I ignored this thrust. “Did the nurse who phoned say if her ladyship was in ICU?”

“What?

“The Intensive Care Unit.”

“No, she didn’t, and watch where you’re driving. You almost went up the back of that van and now me lipstick’s all smeared.” Mrs. Malloy eyed herself in the compact mirror before dropping it back with an irritated plop into her handbag. “And me wanting to look my best for all them handsome young doctors that’s bound to be lining the corridors. Some of the happiest days of me life was watching Emergency Ward 10 on the telly and now that I’m going to live it you have to go and spoil things.”

“That’s not a van?”

“What isn’t?” Mrs. Malloy was dabbing at her purple lips with both pinkies.

“The one you just said I almost hit.” I rounded a corner and drove under a short brick tunnel and emerged into a parking lot. “It’s an ambulance. And this is the Cottage Hospital.”

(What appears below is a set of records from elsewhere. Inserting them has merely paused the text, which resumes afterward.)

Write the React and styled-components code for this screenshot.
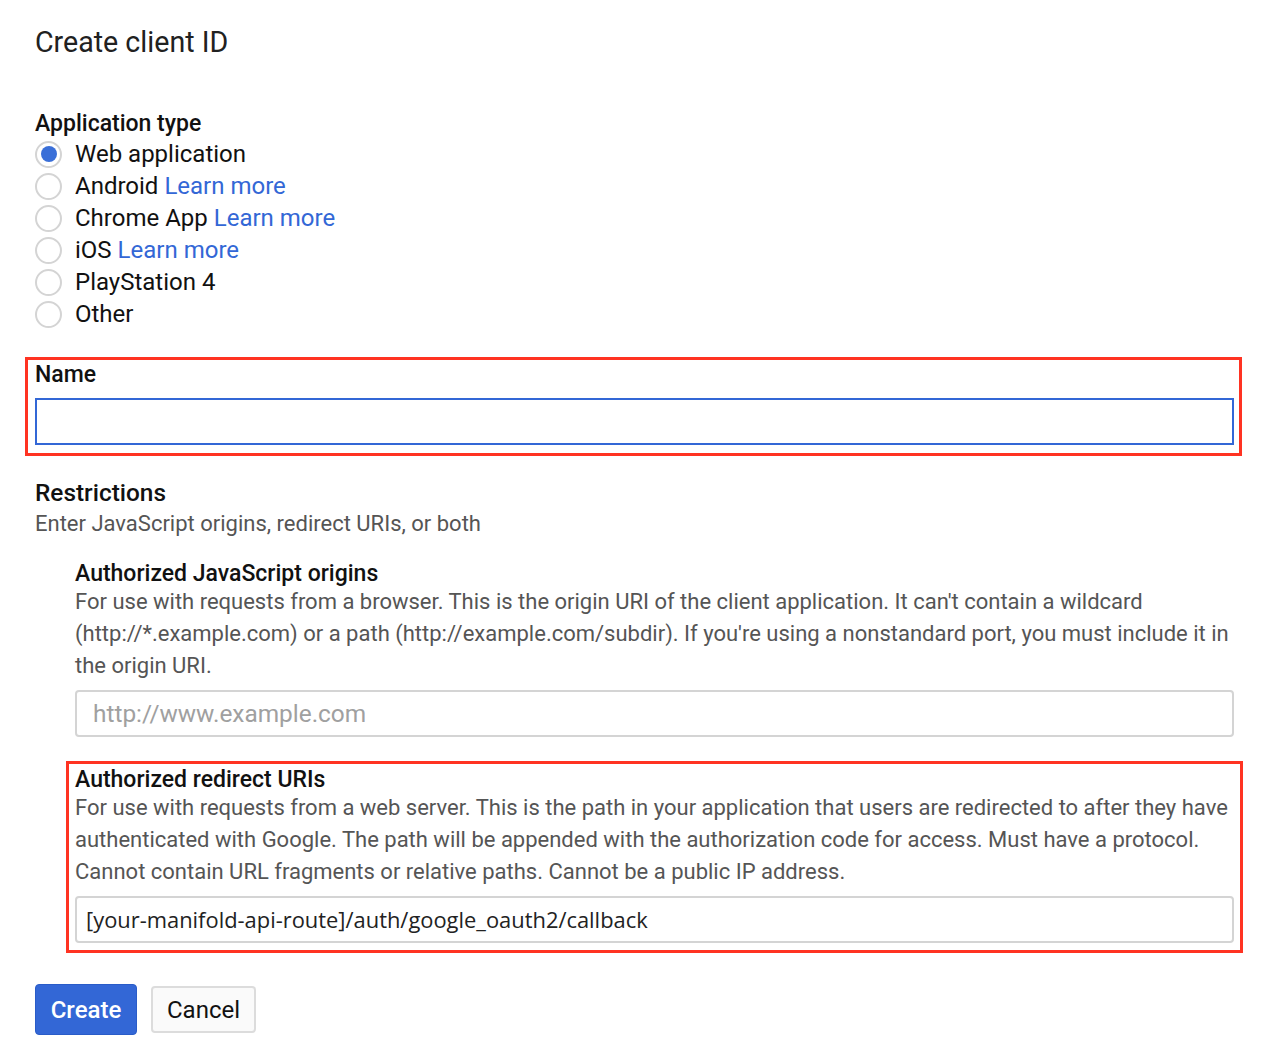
import React from "react"
import styled, { createGlobalStyle } from "styled-components"

const GlobalStyle = createGlobalStyle`
  body {
    margin: 0;
    background: #fff;
    font-family: Roboto, "Liberation Sans", Arial, sans-serif;
    color: #212121;
  }
`

const Page = styled.div`
  width: 1199px;
  padding: 24px 35px 20px;
`
const Title = styled.h1`
  font-size: 28.6px;
  font-weight: 400;
  line-height: 36px;
  margin: 0 0 50px;
  color: #212121;
`
const FieldLabel = styled.div`
  font-size: ${(p) => p.$size || 23}px;
  font-weight: 500;
  line-height: ${(p) => p.$lh || 28}px;
  color: #111;
`
const RadioList = styled.div`
  display: flex;
  flex-direction: column;
`
const RadioRow = styled.label`
  display: flex;
  align-items: center;
  height: 32px;
  font-size: 24px;
  color: #111;
`
const RadioCircle = styled.span`
  box-sizing: border-box;
  width: 27px;
  height: 27px;
  border-radius: 50%;
  border: 2px solid #d4d4d4;
  margin-right: 13px;
  display: flex;
  align-items: center;
  justify-content: center;
  &::after {
    content: "";
    display: ${(p) => (p.$checked ? "block" : "none")};
    width: 16px;
    height: 16px;
    border-radius: 50%;
    background: #3a6fd8;
  }
`
const LearnMore = styled.a`
  color: #3367d6;
  text-decoration: none;
  margin-left: 6px;
`
const Highlight = styled.div`
  border: 3px solid #ff3322;
  margin: ${(p) => p.$margin};
  padding: ${(p) => p.$padding};
`
const NameInput = styled.div`
  box-sizing: border-box;
  height: 47px;
  margin-top: 9px;
  border: 2px solid #3367d6;
`
const Section = styled.div`
  margin-top: 21px;
`
const Subtitle = styled.div`
  font-size: 22px;
  line-height: 32px;
  color: #555;
`
const Indented = styled.div`
  padding-left: 40px;
  margin-top: 22px;
`
const Description = styled.div`
  font-size: 22px;
  line-height: 32px;
  color: #555;
`
const TextInput = styled.div`
  box-sizing: border-box;
  height: 47px;
  margin-top: 8px;
  border: 2px solid #d4d4d4;
  border-radius: 4px;
  display: flex;
  align-items: center;
  padding-left: ${(p) => (p.$filled ? 9 : 16)}px;
  font-size: ${(p) => (p.$filled ? 21.9 : 24.4)}px;
  font-family: ${(p) =>
    p.$filled ? '"Open Sans", "Liberation Sans", sans-serif' : "inherit"};
  color: ${(p) => (p.$filled ? "#222" : "#a0a0a0")};
  white-space: nowrap;
`
const Actions = styled.div`
  display: flex;
  align-items: center;
  gap: 14px;
  margin-top: 31px;
`
const Button = styled.button`
  box-sizing: border-box;
  font-family: Roboto, "Liberation Sans", Arial, sans-serif;
  font-size: 24px;
  border-radius: 4px;
  cursor: pointer;
  padding: 0;
`
const PrimaryButton = styled(Button)`
  width: 102px;
  height: 51px;
  background: #3367d6;
  border: 1px solid #2a5cc8;
  color: #fff;
  font-weight: 500;
`
const SecondaryButton = styled(Button)`
  width: 105px;
  height: 47px;
  background: #fafafa;
  border: 2px solid #dcdcdc;
  color: #111;
  font-weight: 400;
`

const appTypes = [
  { label: "Web application", checked: true },
  { label: "Android", learn: true },
  { label: "Chrome App", learn: true },
  { label: "iOS", learn: true },
  { label: "PlayStation 4" },
  { label: "Other" },
]

const App = () => {
  return (
    <Page>
      <GlobalStyle />
      <Title>Create client ID</Title>

      <FieldLabel>Application type</FieldLabel>
      <RadioList>
        {appTypes.map((t) => (
          <RadioRow key={t.label}>
            <RadioCircle $checked={t.checked} />
            {t.label}
            {t.learn && <LearnMore href="#">Learn more</LearnMore>}
          </RadioRow>
        ))}
      </RadioList>

      <Highlight $margin="27px -8px 0 -10px" $padding="1px 5px 8px 7px">
        <FieldLabel>Name</FieldLabel>
        <NameInput />
      </Highlight>

      <Section>
        <FieldLabel $lh={31} $size={24.4}>
          Restrictions
        </FieldLabel>
        <Subtitle>Enter JavaScript origins, redirect URIs, or both</Subtitle>
      </Section>

      <Indented>
        <FieldLabel $lh={24}>Authorized JavaScript origins</FieldLabel>
        <Description>
          For use with requests from a browser. This is the origin URI of the
          client application. It can't contain a wildcard (http://*.example.com)
          or a path (http://example.com/subdir). If you're using a nonstandard
          port, you must include it in the origin URI.
        </Description>
        <TextInput>http://www.example.com</TextInput>

        <Highlight $margin="24px -9px 0 -9px" $padding="4px 6px 7px 6px">
          <FieldLabel $lh={24}>Authorized redirect URIs</FieldLabel>
          <Description>
            For use with requests from a web server. This is the path in your
            application that users are redirected to after they have
            authenticated with Google. The path will be appended with the
            authorization code for access. Must have a protocol. Cannot contain
            URL fragments or relative paths. Cannot be a public IP address.
          </Description>
          <TextInput $filled>
            [your-manifold-api-route]/auth/google_oauth2/callback
          </TextInput>
        </Highlight>
      </Indented>

      <Actions>
        <PrimaryButton>Create</PrimaryButton>
        <SecondaryButton>Cancel</SecondaryButton>
      </Actions>
    </Page>
  )
}

export default App
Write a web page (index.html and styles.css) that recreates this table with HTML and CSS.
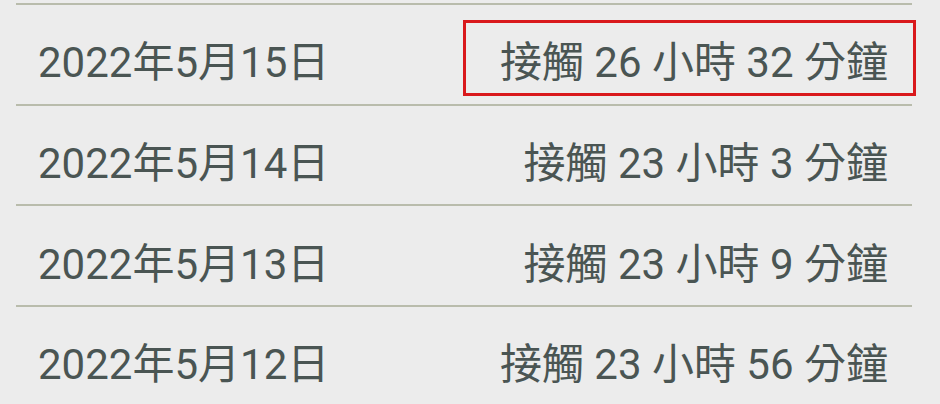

“Well, I could have told you that! There’s the door to outpatients. Don’t see as we can go too far wrong if we go in that way.”

It sounded sensible. But after fifteen minutes of wandering green hallways that hadn’t been updated since the 1940s and not having spotted one handsome young man in a white coat with a stethoscope dangling around his neck, the fact that we were hopelessly lost became my fault.

“Thanks a lot, Mrs. H.! Me feet are killing me. In the time we’ve been here I could have had me insides taken out and put back in again. That’s five times, as I’ve counted, we’ve been around this way. Even them pictures on the wall are beginning to look at us funny.”

She had a point. The expressions on the faces of the illustrious personages who had served this hospital over the past hundred years appeared to have grown increasingly stern. The directions given to us at the information desk had seemed straightforward at the time. We had taken the lift to the second floor as instructed and turned left at the maternity unit. After that it was pretty much all a blur. But it wasn’t my fault that Mrs. M. was wearing her customary four-inch heels. Neither was I to blame because her miniskirted powder pink raincoat now reeked of disinfectant, or so she claimed. I was about to explain that I wasn’t happy at the prospect of wandering these labyrinths for all eternity, when a man in hospital attire came up behind us wheeling a gurney. Mrs. Malloy immediately brightened. The man wasn’t bad looking and the gurney was unoccupied. Stepping away from the wall she stretched her butterfly lips into her most engaging smile and hooked up a thumb. Hadn’t her mother ever told her she was liable to end up in the morgue if she hitchhiked lifts from strange men in hospital corridors?